El 25 de junio de 1978 mi sobrina Marina, la primer hija de
mi hermana, cumplía 3 años. Era domingo y hacía mucho frío. Nos juntamos en
casa de Delia a festejar el cumple de la pequeña y, obvio, a mirar la final del
Mundial de Fútbol.
Aquel Mundial… Aquel Mundial…
Todos los que estábamos ahí lo criticábamos pero también
todos gritamos los goles argentinos. Y también todos salimos a la 9 de julio,
con distintas sensaciones, a festejar. Delia y el que era su marido, el padre
de sus tres hijas, estaban muy conmovidos con la multitud. Se miraban
extrañados y cómplices. Cuando fuimos acercándonos al Obelisco mi sobrinita se
asustó y su papá decidió volverse a la casa con ella. Nos quedamos Delia y yo…

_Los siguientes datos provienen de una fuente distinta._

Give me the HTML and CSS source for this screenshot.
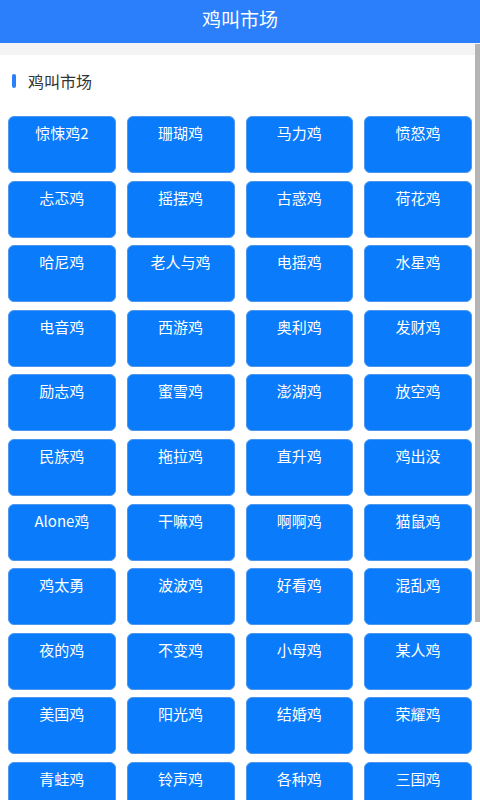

Anduvimos de acá para allá entre emotivas y conmocionadas. En algún momento
Delia se puso a llorar y me pidió que fuéramos volviendo. En el camino de
regreso me dijo: “vi a dos compañeros… están vivos…” La abracé. Nos abrazamos.
Estuvimos largo rato abrazadas en una esquina. Ella lloraba y yo también. Ella
sabía por qué y yo no tanto… Años más tarde me dijo: “aquel día sentí que los
genocidas se habían equivocado… que en su soberbia maléfica nos dejaron salir a
la calle y vernos las caras, volver a vernos las caras y mínimamente saber
quiénes todavía resistíamos”…
Delia… la extraño siempre mucho. A veces más.